Ancestral Body Noise is a project linking individuals working on their own process of ancestral technology, of embodied memory in performance practice, activism and cultural work. Explorations of how culture, inheritance, archival of rituals in the body continues to transform itself over time, while developing articulations of transformations through movement, gesture and sound. It continues to open the process to the public, inviting individuals, negotiating concepts of home, and the (re)construction of ritual for radical empathy in their political and psycho-spiritual practice. Gugulethu ‘Dumama’ Duma exploring the role of ritual in performance art takes poetry, movement and sounds as tools of social transformation and healing to migrant communities. 

Mirage is a durational video work by performance artist Avril Stormy Unger based on the redefinition of self and identity, through the journey of unpacking internalized societal expectations.

Nane Kahle guides participants through ancient Egyptian practice of  “Tjef Sema Paut Neteru” retracing the memories inscribed in bodies and the way they carry different historicities, identities and affiliations.

The Geography of Hate by Artist-Activist Sujatro Ghosh questions hate as a tool for systematic violence and authorisation through performative collaborations. 

The Mirage, is a performance intervention by Avril Stormy Unger, highlighting structural inequalities in accessing basic necessities such as healthcare and clean water in India.

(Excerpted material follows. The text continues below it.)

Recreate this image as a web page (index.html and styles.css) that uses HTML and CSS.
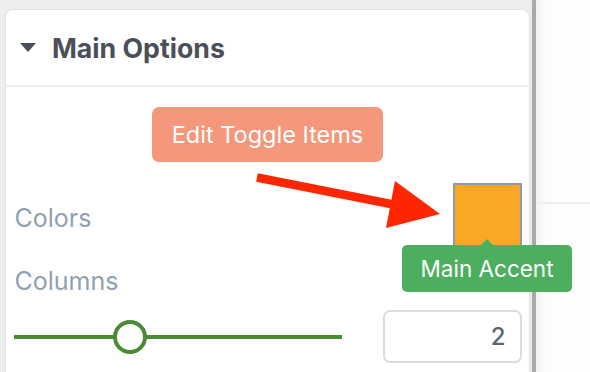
FILE: index.html
```html
<!DOCTYPE html>
<html>
<head>
<meta charset="utf-8">
<link rel="stylesheet" href="styles.css">
</head>
<body>
<div class="page">
  <div class="panel">
    <div class="card">
      <div class="card-head">
        <span class="caret"></span>
        <h2 class="title">Main Options</h2>
      </div>
      <div class="card-body">
        <div class="btn-row"><button class="btn">Edit Toggle Items</button></div>
        <div class="colors-row">
          <span class="label">Colors</span>
          <div class="swatch-wrap">
            <div class="swatch"></div>
            <div class="tooltip">Main Accent</div>
          </div>
        </div>
        <div class="label label-columns">Columns</div>
        <div class="slider-row">
          <div class="slider">
            <div class="track"></div>
            <div class="thumb"></div>
          </div>
          <div class="num">2</div>
        </div>
      </div>
    </div>
  </div>
  <div class="side"><div class="side-line"></div></div>
  <svg class="arrow" width="590" height="372" viewBox="0 0 590 372">
    <line x1="257" y1="177.5" x2="396" y2="205" stroke="#ff2600" stroke-width="8.5"/>
    <polygon points="395,181 440,214 386,228" fill="#ff2600"/>
  </svg>
</div>
</body>
</html>
```
FILE: styles.css
```css
* { box-sizing: border-box; }
html, body { margin: 0; padding: 0; }
body {
  font-family: Inter, "Open Sans", sans-serif;
  background: #eceeed;
}
.page {
  position: relative;
  display: flex;
  width: 590px;
  height: 372px;
  overflow: hidden;
}
.panel {
  width: 536px;
  flex: none;
  padding: 9px 2px 0 5px;
  border-right: 4px solid #a9a9a9;
  display: flex;
}
.card {
  flex: 1;
  background: #fff;
  border: 1.5px solid #dde5e4;
  border-bottom: none;
  border-radius: 8px 8px 0 0;
}
.card-head {
  height: 77px;
  display: flex;
  align-items: center;
  padding-left: 14px;
  border-bottom: 2px solid #eef0f0;
}
.caret {
  width: 0;
  height: 0;
  border-left: 8px solid transparent;
  border-right: 8px solid transparent;
  border-top: 9.5px solid #4a4f5a;
  margin-right: 16px;
}
.title {
  margin: 0;
  font-size: 26.7px;
  font-weight: 700;
  color: #4a4f5a;
}
.card-body {
  padding: 0 7.5px 0 7.5px;
}
.btn-row {
  display: flex;
  justify-content: center;
  padding-top: 20px;
}
.btn {
  height: 55px;
  padding: 0 20px;
  border: none;
  border-radius: 7px;
  background: #f5977b;
  color: #fff;
  font-family: inherit;
  font-size: 23.5px;
}
.colors-row {
  display: flex;
  justify-content: space-between;
  align-items: center;
  margin-top: 21px;
}
.label {
  font-size: 25px;
  line-height: 30px;
  color: #8fa1b2;
  padding-left: 1px;
}
.swatch-wrap {
  position: relative;
  width: 69px;
  height: 69px;
}
.swatch {
  width: 69px;
  height: 69px;
  background: #f9a825;
  border: 2px solid #8d9aa8;
}
.tooltip {
  position: absolute;
  top: 62px;
  left: 50%;
  transform: translateX(-50%);
  width: 170px;
  height: 47px;
  border-radius: 5px;
  background: #4caf5e;
  color: #fff;
  font-size: 22.5px;
  display: flex;
  align-items: center;
  justify-content: center;
}
.tooltip::before {
  content: "";
  position: absolute;
  top: -6px;
  left: 50%;
  margin-left: -6px;
  border-left: 6px solid transparent;
  border-right: 6px solid transparent;
  border-bottom: 6px solid #4caf5e;
}
.label-columns {
  margin-top: 14px;
}
.slider-row {
  display: flex;
  justify-content: space-between;
  align-items: center;
  margin-top: 14px;
}
.slider {
  position: relative;
  width: 328px;
  height: 34px;
  margin-left: 0.5px;
  display: flex;
  align-items: center;
}
.track {
  width: 100%;
  height: 4px;
  background: #4b8b36;
}
.thumb {
  position: absolute;
  left: 99px;
  top: 0;
  width: 34px;
  height: 34px;
  border-radius: 50%;
  border: 4px solid #4b8b36;
  background: #fff;
}
.num {
  width: 139px;
  height: 53px;
  border: 2px solid #d8dde2;
  border-radius: 7px;
  display: flex;
  align-items: center;
  justify-content: flex-end;
  padding-right: 14px;
  font-size: 24px;
  font-weight: 500;
  color: #5e6670;
}
.side {
  flex: 1;
  background: #fdfdfd;
  box-shadow: inset 10px 0 8px -6px rgba(0,0,0,0.06);
}
.side-line {
  margin-top: 202px;
  height: 2px;
  background: #eeeeee;
}
.arrow {
  position: absolute;
  left: 0;
  top: 0;
  pointer-events: none;
}
```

DCADV: Exocé Kasongo explores different narratives of the continent Africa with the aim of opening up multiple perspectives for young Afro-Diasporic people through experimental storytelling and performance interventions.

Ascension is a durational performance project curated by Dr. Maiada Aboud about gender, femininity and menstruation aimed at building a community debate around taboos and forbidden corners of the female body.

Who will we be when you stop telling us? A loved one dies. How do his next of kin - partner and son - experience and process the time of dying, of mourning? Cornelia and Kerim Becker present their questions and sought answers in artistic, lyrical, and musical language.